As you see, a year ago I was half way into a picture perfect pregnancy, complete with morning sickness, baby flutters, braxton hicks contractions and just one or two first trimester scares.  It was my third pregnancy, so I knew the drill. But then suddenly I didn't.  I had a normal pregnancy up until this day a year ago.  Within a week I would be considered a high-risk pregnancy.  We don't really know why.  I started searching the internet, suddenly very interested in birth stories from early preemies.  I ran into a lot of sad stories, and desperately did not want my son to become another one of those stories.

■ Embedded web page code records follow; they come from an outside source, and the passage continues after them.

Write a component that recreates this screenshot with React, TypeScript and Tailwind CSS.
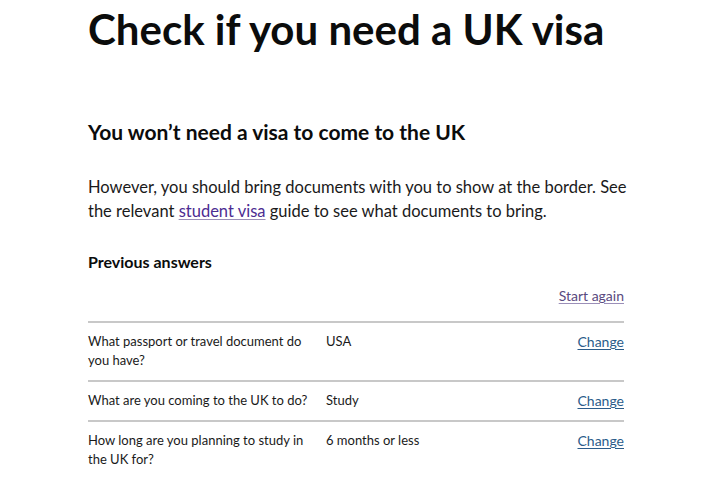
export default function App() {
  const rows = [
    { q: "What passport or travel document do you have?", a: "USA" },
    { q: "What are you coming to the UK to do?", a: "Study" },
    { q: "How long are you planning to study in the UK for?", a: "6 months or less" },
  ];

  return (
    <div className="min-h-[480px] w-[720px] bg-white text-[#0b0c0c]" style={{ fontFamily: 'Lato, "Liberation Sans", Arial, sans-serif' }}>
      <div className="ml-[88px] w-[540px] pt-[3px]">
        <h1 className="text-[42px] font-bold leading-[52px] whitespace-nowrap">Check if you need a UK visa</h1>

        <h2 className="mt-[64px] text-[21px] font-bold leading-[26px]">You won’t need a visa to come to the UK</h2>

        <p className="mt-[30px] text-[16.5px] leading-[24px] text-[#1a1a1a]">
          However, you should bring documents with you to show at the border. See the relevant{" "}
          <a href="#" className="text-[#4c2c92] underline decoration-[#9b8fb8] underline-offset-2">student visa</a>{" "}
          guide to see what documents to bring.
        </p>

        <div className="w-[536px]">
          <h3 className="mt-[27px] text-[16px] font-bold leading-[24px]">Previous answers</h3>

          <div className="mt-[12px] flex justify-end pb-[15px]">
            <a href="#" className="text-[14px] leading-[20px] text-[#5a4a80] underline decoration-[#9b8fb8] underline-offset-2">Start again</a>
          </div>

          {rows.map((r) => (
            <div key={r.q} className="flex border-t-2 border-[#c8c8c8] pt-[9px] pb-[10px] text-[13px] leading-[19px] text-[#1a1a1a]">
              <div className="w-[238px] pr-[6px]">{r.q}</div>
              <div className="flex-1">{r.a}</div>
              <a href="#" className="text-[14px] text-[#2b5c8a] underline decoration-[#2b5c8a] underline-offset-2">Change</a>
            </div>
          ))}
        </div>
      </div>
    </div>
  );
}
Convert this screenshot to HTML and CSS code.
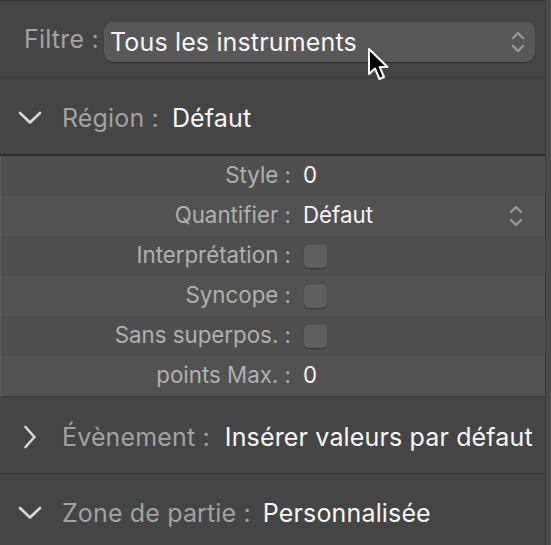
FILE: index.html
```html
<!DOCTYPE html>
<html lang="fr">
<head>
<meta charset="utf-8">
<title>Inspecteur</title>
<link rel="stylesheet" href="styles.css">
</head>
<body>
<div class="panel">
  <div class="filter-bar">
    <span class="filter-label">Filtre :</span>
    <div class="popup">
      <span class="popup-text">Tous les instruments</span>
      <svg class="updown" width="14" height="24" viewBox="0 0 14 24"><path d="M2 8 L7 3 L12 8 M2 16 L7 21 L12 16" fill="none" stroke="#9a9a9a" stroke-width="2.2" stroke-linecap="round" stroke-linejoin="round"/></svg>
    </div>
    <svg class="cursor" width="26" height="36" viewBox="0 0 26 36"><path d="M2 2 L2 27 L8 21.5 L12.5 32 L17 30 L12.6 20 L20.5 20 Z" fill="#000" stroke="#fff" stroke-width="2" stroke-linejoin="round"/></svg>
  </div>

  <div class="section region">
    <svg class="chev down" width="24" height="14" viewBox="0 0 24 14"><path d="M2 2 L12 11.5 L22 2" fill="none" stroke="#d8d8d8" stroke-width="2.6" stroke-linecap="round" stroke-linejoin="round"/></svg>
    <span class="sec-label">Région :</span>
    <span class="sec-value">Défaut</span>
  </div>

  <div class="rows">
    <div class="row"><span class="lbl">Style :</span><span class="val">0</span></div>
    <div class="row"><span class="lbl">Quantifier :</span><span class="val grow">Défaut</span>
      <svg class="updown" width="14" height="24" viewBox="0 0 14 24"><path d="M2 8 L7 3 L12 8 M2 16 L7 21 L12 16" fill="none" stroke="#9a9a9a" stroke-width="2.2" stroke-linecap="round" stroke-linejoin="round"/></svg>
    </div>
    <div class="row"><span class="lbl">Interprétation :</span><span class="box"></span></div>
    <div class="row"><span class="lbl">Syncope :</span><span class="box"></span></div>
    <div class="row"><span class="lbl">Sans superpos. :</span><span class="box"></span></div>
    <div class="row"><span class="lbl">points Max. :</span><span class="val">0</span></div>
  </div>

  <div class="section event">
    <svg class="chev right" width="14" height="24" viewBox="0 0 14 24"><path d="M2.5 2 L11.5 12 L2.5 22" fill="none" stroke="#d8d8d8" stroke-width="2.6" stroke-linecap="round" stroke-linejoin="round"/></svg>
    <span class="sec-label">Évènement :</span>
    <span class="sec-value">Insérer valeurs par défaut</span>
  </div>

  <div class="section zone">
    <svg class="chev down" width="24" height="14" viewBox="0 0 24 14"><path d="M2 2 L12 11.5 L22 2" fill="none" stroke="#d8d8d8" stroke-width="2.6" stroke-linecap="round" stroke-linejoin="round"/></svg>
    <span class="sec-label">Zone de partie :</span>
    <span class="sec-value">Personnalisée</span>
  </div>
</div>
</body>
</html>
```

FILE: styles.css
```css
html, body {
  margin: 0;
  padding: 0;
  background: #4a4a4a;
  height: 545px;
  overflow: hidden;
}

.panel {
  width: 546px;
  height: 545px;
  background: #454545;
  border-right: 1px solid #3a3a3a;
  border-top: 1px solid #383838;
  box-sizing: border-box;
  font-family: "Inter", "Liberation Sans", sans-serif;
  font-weight: 400;
  color: #f2f2f2;
}

.filter-bar {
  position: relative;
  height: 77px;
  display: flex;
  align-items: center;
  padding-left: 24px;
  border-bottom: 1px solid #3b3b3b;
  box-sizing: border-box;
}

.filter-label {
  font-size: 25px;
  color: #a2a2a2;
  width: 80px;
  letter-spacing: 0.2px;
}

.popup {
  width: 431px;
  height: 40px;
  margin-top: 6px;
  border-radius: 9px;
  background: #585858;
  box-shadow: 0 1px 1px rgba(0,0,0,0.35);
  display: flex;
  align-items: center;
  padding: 0 10px 0 6px;
  box-sizing: border-box;
}

.popup-text {
  flex: 1;
  font-size: 25px;
  letter-spacing: 0.15px;
  color: #f6f6f6;
}

.updown {
  display: block;
}

.cursor {
  position: absolute;
  left: 367px;
  top: 46px;
}

.section {
  display: flex;
  align-items: center;
  box-sizing: border-box;
  font-size: 25px;
  letter-spacing: 0.15px;
}

.region {
  height: 78px;
  border-bottom: 2px solid #2f2f2f;
  padding-top: 4px;
}

.event {
  height: 77px;
  border-bottom: 1px solid #393939;
  padding-top: 3px;
}

.zone {
  height: 73px;
  padding-top: 4px;
}

.chev {
  display: block;
  flex: none;
}

.chev.down {
  margin-left: 18px;
  margin-right: 20px;
}

.chev.right {
  margin-left: 23px;
  margin-right: 25px;
}

.sec-label {
  color: #a2a2a2;
  margin-right: 13px;
}

.event .sec-label { margin-right: 15px; }
.zone .sec-label { margin-right: 12px; }

.sec-value {
  color: #f8f8f8;
}

.rows {
  border-bottom: 1px solid #3a3a3a;
  border-left: 1px solid #5e5e5e;
}

.row {
  height: 40px;
  display: grid;
  grid-template-columns: 290px auto 1fr;
  align-items: center;
  column-gap: 12px;
  font-size: 22.3px;
  background: #4f4f4f;
}

.row:nth-child(even) {
  background: #525252;
}

.row:has(.updown) {
  grid-template-columns: 290px 1fr auto;
  padding-right: 22px;
}

.lbl,
.val {
  padding-bottom: 3px;
}

.lbl {
  text-align: right;
  color: #b0b0b0;
}

.val {
  color: #f6f6f6;
}

.box {
  width: 23px;
  height: 23px;
  border-radius: 5px;
  background: #5f5f5f;
  box-shadow: 0 1px 1px rgba(0,0,0,0.35), inset 0 1px 0 rgba(255,255,255,0.05);
  margin-left: 1px;
}
```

But he came early.  [Spoiler alert.] My son was born 17 weeks early, at a gestational age of 23 weeks -- a grey period in the life of a preterm infant, where viability of the infant is at the very earliest end of "marginal viability" and where it is assumed that any infant that lives will live with disabilities that carry with them through life.  A study from 1996 states that the chances of survival for these 23 weekers is about 5%.  My NICU said their rates of survival were just under 50%.  Either way, this isn't a great way to enter the world.

My history professor in college said he knew when the Cold War was over because he found he could start writing about it.  Jonathan (or JAM) has finished his NICU journey, and has started on a new chapter of his life. I know the worst is over, because I can start writing about it. He won't remember this time, and a significant part of me is jealous of this.  That said, despite the hard times, I do not want to forget the lessons I've learned.  And so, I blog.

This is about my son, but also about how his life, even before he could open his eyes, had impacted ours.  This is Jonathan's journey.  Or, since that blog name has already been taken, welcome to JAM Sessions: Lessons Learned through a 23 Week Micro-Preemie.